Stated exercise: Extract each line containing the string "styles".
---------- Source excerpt ----------
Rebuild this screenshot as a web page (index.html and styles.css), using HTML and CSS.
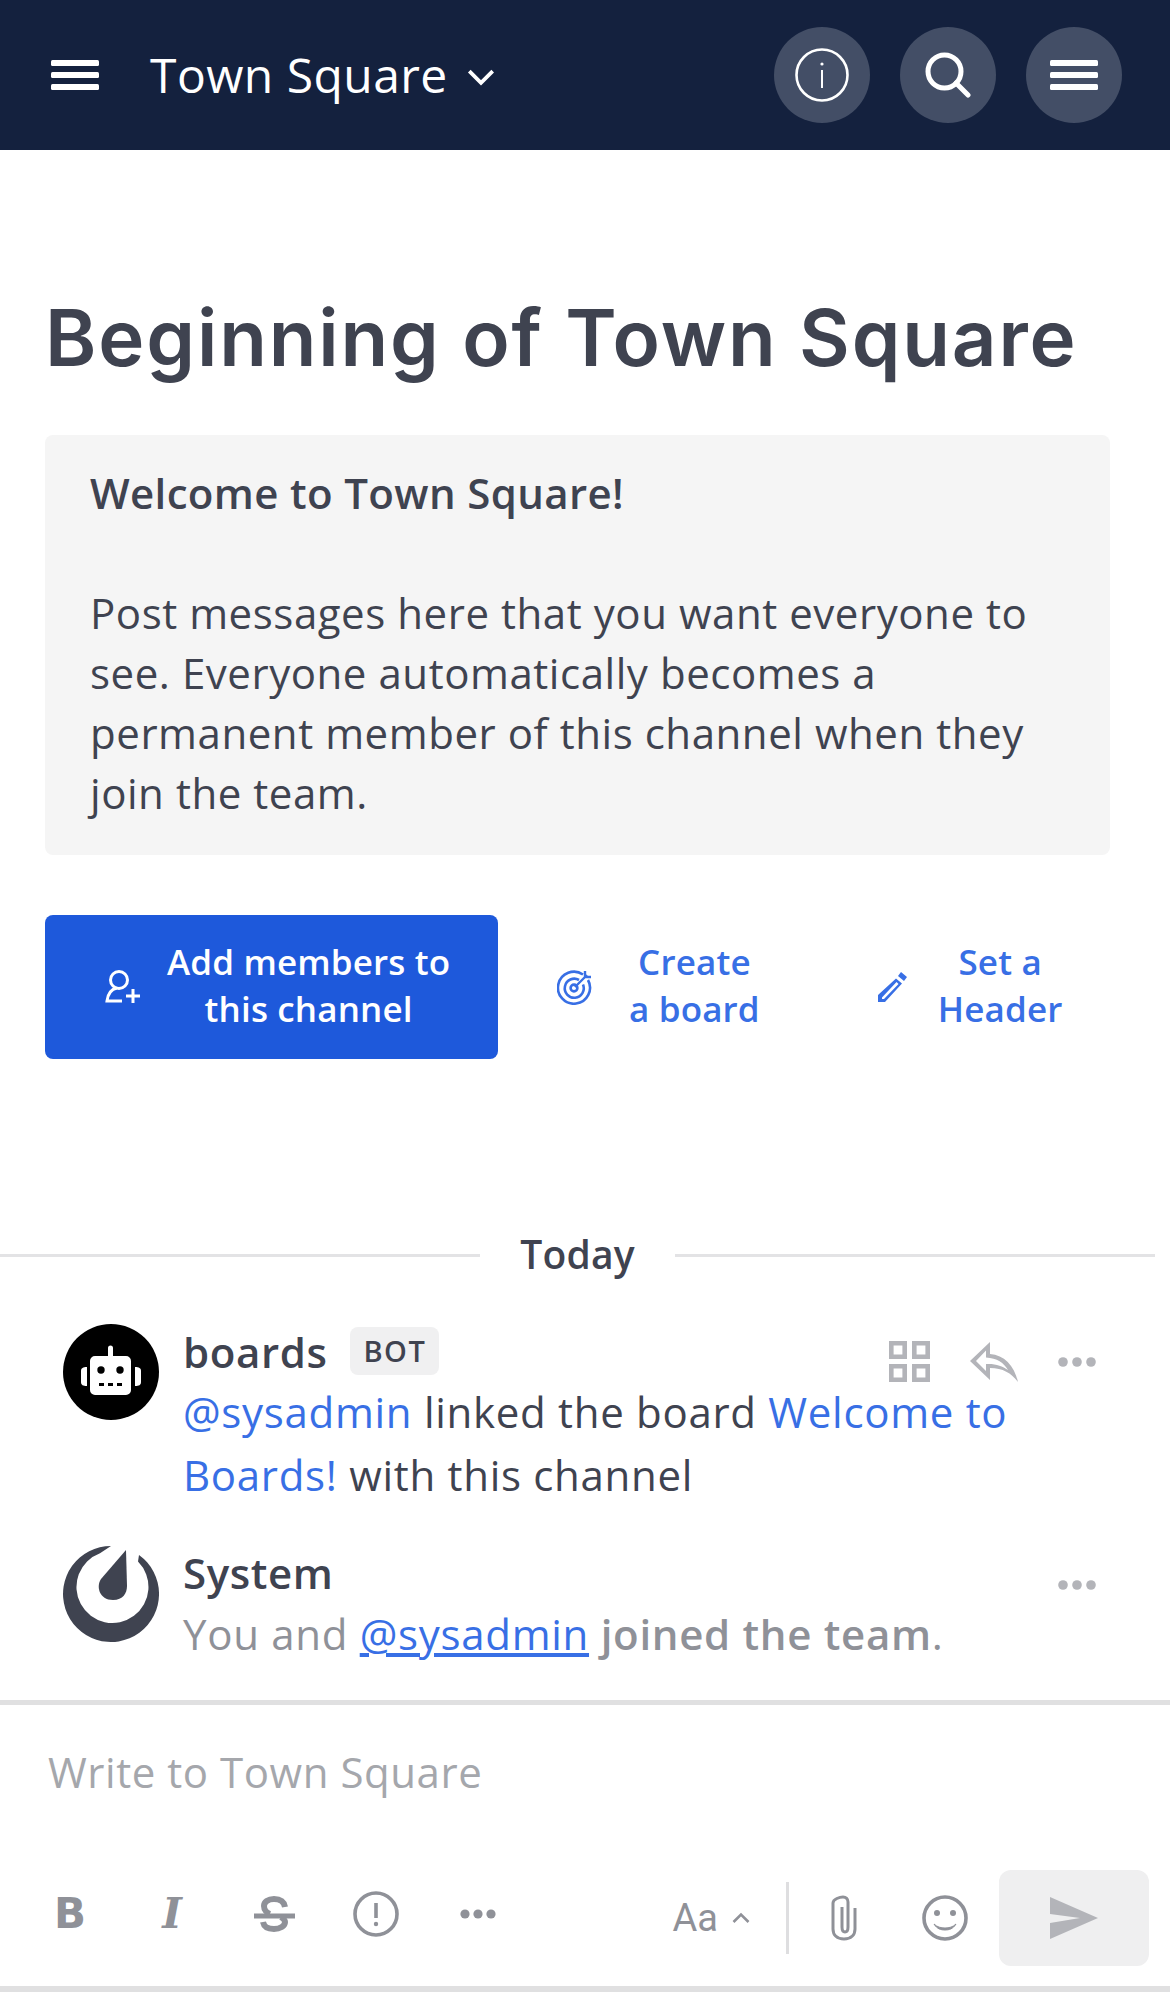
FILE: index.html
```html
<!DOCTYPE html>
<html lang="en">
<head>
    <meta charset="UTF-8">
    <meta name="viewport" content="width=device-width, initial-scale=1.0">
    <title>Town Square</title>
    <link rel="stylesheet" href="styles.css">
</head>
<body>
    <header class="topbar">
        <svg class="menu-icon" viewBox="0 0 48 30"><rect width="48" height="6" rx="1.500"/><rect y="12" width="48" height="6" rx="1.500"/><rect y="24" width="48" height="6" rx="1.500"/></svg>
        <div class="channel-name">Town Square</div>
        <svg class="chevron" viewBox="0 0 26 16"><path d="M2 2l11 11L24 2"/></svg>
        <div class="top-actions">
            <div class="round-btn">
                <svg viewBox="0 0 54 54" width="54" height="54"><circle cx="27" cy="27" r="25.500" fill="none" stroke="#fff" stroke-width="2.600"/><circle cx="27" cy="16" r="1.600" fill="#fff"/><path d="M27 22v18" stroke="#fff" stroke-width="2"/></svg>
            </div>
            <div class="round-btn">
                <svg viewBox="0 0 46 46" width="46" height="46"><circle cx="19.500" cy="19.500" r="16.500" fill="none" stroke="#fff" stroke-width="5"/><path d="M31 31l12 12" stroke="#fff" stroke-width="5" stroke-linecap="round"/></svg>
            </div>
            <div class="round-btn">
                <svg viewBox="0 0 48 30" width="48" height="30" fill="#fff"><rect width="48" height="6" rx="1.500"/><rect y="12" width="48" height="6" rx="1.500"/><rect y="24" width="48" height="6" rx="1.500"/></svg>
            </div>
        </div>
    </header>

    <main class="intro">
        <h1>Beginning of Town Square</h1>
        <div class="purpose">
            <strong>Welcome to Town Square!</strong><br><br>
            Post messages here that you want everyone to see. Everyone automatically becomes a permanent member of this channel when they join the team.
        </div>
        <div class="intro-actions">
            <div class="action primary">
                <svg viewBox="0 0 36 36" width="36" height="36" fill="none" stroke="#fff" stroke-width="3"><circle cx="14" cy="11" r="8.500"/><path d="M12 19c-5 1-9 5-10 13h15"/><path d="M28 20v14M21 27h14"/></svg>
                <span>Add members to<br>this channel</span>
            </div>
            <div class="action board">
                <svg viewBox="0 0 36 36" width="36" height="36" fill="none" stroke="#386fe5" stroke-width="2.600"><path d="M26 5.500A16 16 0 1 0 31 11"/><path d="M22 11a9.500 9.500 0 1 0 4 4.500"/><circle cx="17" cy="19" r="3.400"/><path d="M18 18L30 6M28 2v6h6" stroke-width="2.400"/></svg>
                <span>Create<br>a board</span>
            </div>
            <div class="action header">
                <svg viewBox="0 0 32 36" width="32" height="36" fill="#386fe5"><path d="M24 3l6 5-3 4-6-5zM19 9.500l6 5L8 33H1v-7zM19.500 13L5 28.500V30h2l14.500-15z" fill-rule="evenodd"/></svg>
                <span>Set a<br>Header</span>
            </div>
        </div>
    </main>

    <div class="date-sep">
        <span class="sep-line"></span>
        <span class="sep-text">Today</span>
        <span class="sep-line"></span>
    </div>

    <section class="posts">
        <article class="post">
            <div class="avatar bot">
                <svg viewBox="0 0 96 96" width="96" height="96"><circle cx="48" cy="48" r="48"/><path fill="#fff" d="M45 24a2.500 2.500 0 0 1 5 0v8h13a5 5 0 0 1 5 5v29a5 5 0 0 1-5 5H32a5 5 0 0 1-5-5V37a5 5 0 0 1 5-5h13zM24 43v19c-4 0-6-1-6-4V47c0-3 2-4 6-4zM72 43v19c4 0 6-1 6-4V47c0-3-2-4-6-4z"/><circle cx="38" cy="46" r="3.700"/><circle cx="57" cy="46" r="3.700"/><path d="M36 59h5v3h-5zM45 59h5v3h-5zM54 59h5v3h-5z"/></svg>
            </div>
            <div class="post-body">
                <div class="post-head"><span class="author">boards</span><span class="bot-tag">BOT</span></div>
                <p class="msg"><a class="link">@sysadmin</a> linked the board <a class="link">Welcome to Boards!</a> with this channel</p>
            </div>
            <div class="post-tools">
                <svg viewBox="0 0 41 41" width="41" height="41" fill="none" stroke="#b3b4b9" stroke-width="4.600"><path d="M2.300 2.300h13.400v13.400H2.300zM25.300 2.300h13.400v13.400H25.300zM2.300 25.300h13.400v13.400H2.300zM25.300 25.300h13.400v13.400H25.300z"/></svg>
                <svg viewBox="0 0 48 40" width="48" height="40" fill="#b3b4b9"><path d="M20 0v12c14 1 24 11 28 28-7-9-15-14-28-14v12L0 19zM16 8.500L6 19l10 10v-7c10-.5 16 2 22 6-4-7-11-12-22-12.500z" fill-rule="evenodd"/></svg>
                <svg viewBox="0 0 38 10" width="38" height="10" fill="#b3b4b9"><circle cx="5" cy="5" r="4.800"/><circle cx="19" cy="5" r="4.800"/><circle cx="33" cy="5" r="4.800"/></svg>
            </div>
        </article>
        <article class="post system">
            <div class="avatar">
                <svg viewBox="0 0 96 96" width="96" height="96" fill="#3f4350"><path d="M48 0A48 48 0 1 0 76 9L75 15.600A36 36 0 1 1 37 7.200z"/><path d="M63 4L38 33C33 40 36 54 50 54C60 54 64 47 64 40z"/></svg>
            </div>
            <div class="post-body">
                <div class="post-head"><span class="author">System</span></div>
                <p class="msg muted">You and <a class="link under">@sysadmin</a> <b>joined the team</b>.</p>
            </div>
            <div class="post-tools">
                <svg viewBox="0 0 38 10" width="38" height="10" fill="#b3b4b9"><circle cx="5" cy="5" r="4.800"/><circle cx="19" cy="5" r="4.800"/><circle cx="33" cy="5" r="4.800"/></svg>
            </div>
        </article>
    </section>

    <footer class="composer">
        <div class="placeholder">Write to Town Square</div>
        <div class="toolbar">
            <div class="format-tools">
                <span class="fmt b">B</span>
                <span class="fmt i">I</span>
                <span class="fmt"><svg viewBox="0 0 41 36" width="41" height="36" fill="none" stroke="#8f9198" stroke-width="6"><path d="M31 11C30 5 25 3 20 3C14 3 10 6 10 10C10 14 13 17 16 18"/><path d="M9 26C10 31 14 33 20 33C26 33 31 30 31 26C31 24 30 23 27 21"/><path d="M0 20h41" stroke-width="5"/></svg></span>
                <span class="fmt"><svg viewBox="0 0 46 46" width="46" height="46" fill="none" stroke="#8f9198" stroke-width="3.600"><circle cx="23" cy="23" r="21"/><path d="M23 12v15"/><circle cx="23" cy="33" r="2.200" fill="#8f9198" stroke="none"/></svg></span>
                <span class="fmt"><svg viewBox="0 0 36 10" width="36" height="10" fill="#8f9198"><circle cx="5" cy="5" r="4.600"/><circle cx="18" cy="5" r="4.600"/><circle cx="31" cy="5" r="4.600"/></svg></span>
            </div>
            <div class="right-tools">
                <span class="aa">Aa</span>
                <svg class="caret" viewBox="0 0 18 12" width="18" height="12" fill="none" stroke="#8f9198" stroke-width="2.600"><path d="M1.500 10L9 2.500 16.500 10"/></svg>
                <span class="divider"></span>
                <svg class="clip" viewBox="0 0 26 46" width="26" height="46" fill="none" stroke="#8f9198" stroke-width="3"><path d="M11 12v20c0 3 1 5 3 5s3-2 3-5V7c0-3-2-5-5-5S2 4 2 8v26c0 6 4 10 11 10s11-4 11-10V13"/></svg>
                <svg class="smile" viewBox="0 0 46 46" width="46" height="46" fill="none" stroke="#8f9198" stroke-width="3.600"><circle cx="23" cy="23" r="21"/><circle cx="15" cy="18" r="3" fill="#8f9198" stroke="none"/><circle cx="31" cy="18" r="3" fill="#8f9198" stroke="none"/><path d="M12 29c3 3 7 4 11 4s8-1 11-4c-3 5-7 6-11 6s-8-1-11-6z" fill="#8f9198" stroke-width="1"/></svg>
                <div class="send">
                    <svg viewBox="0 0 48 42" width="48" height="42" fill="#b3b4b9"><path d="M0 0l48 21L0 42V26l30-5L0 17z"/></svg>
                </div>
            </div>
        </div>
    </footer>
</body>
</html>
```

FILE: styles.css
```css
* {
    box-sizing: border-box;
}

html, body {
    margin: 0;
    padding: 0;
}

body {
    width: 1170px;
    height: 1992px;
    overflow: hidden;
    background: #fff;
    color: #3f4350;
    font-family: "Open Sans", sans-serif;
    display: flex;
    flex-direction: column;
}

svg {
    display: block;
    flex: none;
}

/* Top bar */
.topbar {
    height: 150px;
    background: #14213e;
    display: flex;
    align-items: center;
    padding: 0 48px 0 51px;
    color: #fff;
}

.menu-icon {
    width: 48px;
    height: 30px;
    fill: #fff;
}

.channel-name {
    margin-left: 51px;
    font-size: 48px;
    line-height: 60px;
    letter-spacing: 0.450px;
}

.chevron {
    width: 28px;
    height: 17px;
    margin-left: 19px;
    margin-top: 4px;
    fill: none;
    stroke: #fff;
    stroke-width: 3.500;
}

.top-actions {
    margin-left: auto;
    display: flex;
    gap: 30px;
}

.round-btn {
    width: 96px;
    height: 96px;
    border-radius: 50%;
    background: #434e66;
    display: flex;
    align-items: center;
    justify-content: center;
}

/* Channel intro */
.intro {
    padding: 0 45px;
    width: 1155px;
}

h1 {
    margin: 0;
    padding-top: 140px;
    font-family: Inter, sans-serif;
    font-size: 78px;
    line-height: 96px;
    font-weight: 600;
    letter-spacing: 1.850px;
    white-space: nowrap;
}

.purpose {
    margin-top: 49px;
    width: 1065px;
    height: 420px;
    background: #f5f5f5;
    border-radius: 8px;
    padding: 28px 45px;
    font-size: 42px;
    line-height: 60px;
    letter-spacing: 0.550px;
}

.purpose strong {
    font-weight: 600;
    letter-spacing: 0.350px;
}

.intro-actions {
    margin-top: 60px;
    display: flex;
    align-items: center;
    text-align: center;
    font-size: 35px;
    line-height: 47px;
    font-weight: 600;
    letter-spacing: 0.150px;
    color: #386fe5;
}

.action {
    display: flex;
    align-items: center;
    height: 144px;
}

.action span {
    margin-top: -4px;
}

.action.primary {
    width: 453px;
    background: #1e59db;
    border-radius: 8px;
    color: #fff;
    padding-left: 60px;
    gap: 26px;
}

.action.board {
    margin-left: 59px;
    gap: 36px;
}

.action.header {
    margin-left: 117px;
    gap: 29px;
}

/* Date separator */
.date-sep {
    margin-top: 172px;
    width: 1155px;
    display: flex;
    align-items: center;
    font-size: 39px;
    line-height: 50px;
    font-weight: 600;
    letter-spacing: 0.200px;
}

.sep-line {
    flex: 1;
    height: 3px;
    background: #e3e3e5;
}

.sep-text {
    margin-top: -2px;
    padding: 0 40px;
}

/* Posts */
.posts {
    margin-top: 45px;
    flex: 1;
}

.post {
    position: relative;
    display: flex;
    padding: 0 0 0 63px;
    gap: 24px;
}

.post.system {
    margin-top: 40px;
}

.avatar {
    width: 96px;
    height: 96px;
    flex: none;
}

.post-body {
    width: 830px;
}

.post-head {
    display: flex;
    align-items: center;
    height: 58px;
    margin-top: -2px;
}

.post.system .post-head {
    height: 59px;
    margin-top: -3px;
}

.author {
    font-size: 42px;
    font-weight: 600;
    letter-spacing: 0.600px;
}

.bot-tag {
    margin-left: 23px;
    background: #f0f0f1;
    border-radius: 8px;
    padding: 0 13px;
    font-size: 29px;
    line-height: 48px;
    font-weight: 600;
    letter-spacing: 1.500px;
}

.msg {
    margin: 0;
    font-size: 42px;
    line-height: 63px;
    letter-spacing: 0.700px;
}

.msg.muted {
    color: #8f9198;
}

.msg b {
    font-weight: 600;
}

.link {
    color: #386fe5;
}

.link.under {
    text-decoration: underline;
}

.post-tools {
    position: absolute;
    top: 17px;
    right: 74px;
    display: flex;
    align-items: center;
    gap: 40px;
}

.post.system .post-tools {
    top: 34px;
}

/* Composer */
.composer {
    height: 292px;
    border-top: 5px solid #e0e0e1;
    border-bottom: 6px solid #e0e0e1;
    padding-right: 21px;
}

.placeholder {
    padding: 39px 0 0 48px;
    font-size: 42px;
    line-height: 56px;
    letter-spacing: 0.550px;
    color: #a5a7ac;
}

.toolbar {
    margin-top: 70px;
    display: flex;
    align-items: center;
    justify-content: space-between;
}

.format-tools {
    display: flex;
    align-items: center;
    padding-left: 19px;
    margin-bottom: 8px;
}

.fmt {
    width: 102px;
    display: flex;
    justify-content: center;
    font-family: "DejaVu Sans", sans-serif;
    font-size: 42px;
    font-weight: 700;
    color: #8f9198;
    line-height: 46px;
}

.fmt.i {
    font-family: "DejaVu Serif", serif;
    font-style: italic;
}

.right-tools {
    display: flex;
    align-items: center;
}

.aa {
    font-family: Roboto, sans-serif;
    font-size: 38px;
    color: #8f9198;
}

.caret {
    margin-left: 14px;
}

.divider {
    width: 3px;
    height: 72px;
    background: #dedee0;
    margin-left: 36px;
}

.clip {
    margin-left: 42px;
}

.smile {
    margin-left: 65px;
}

.send {
    margin-left: 31px;
    width: 150px;
    height: 96px;
    border-radius: 12px;
    background: #efeff0;
    display: flex;
    align-items: center;
    justify-content: center;
}
```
----------
Solution for this problem:
Rebuild this screenshot as a web page (index.html and styles.css), using HTML and CSS.
    <link rel="stylesheet" href="styles.css">
FILE: styles.css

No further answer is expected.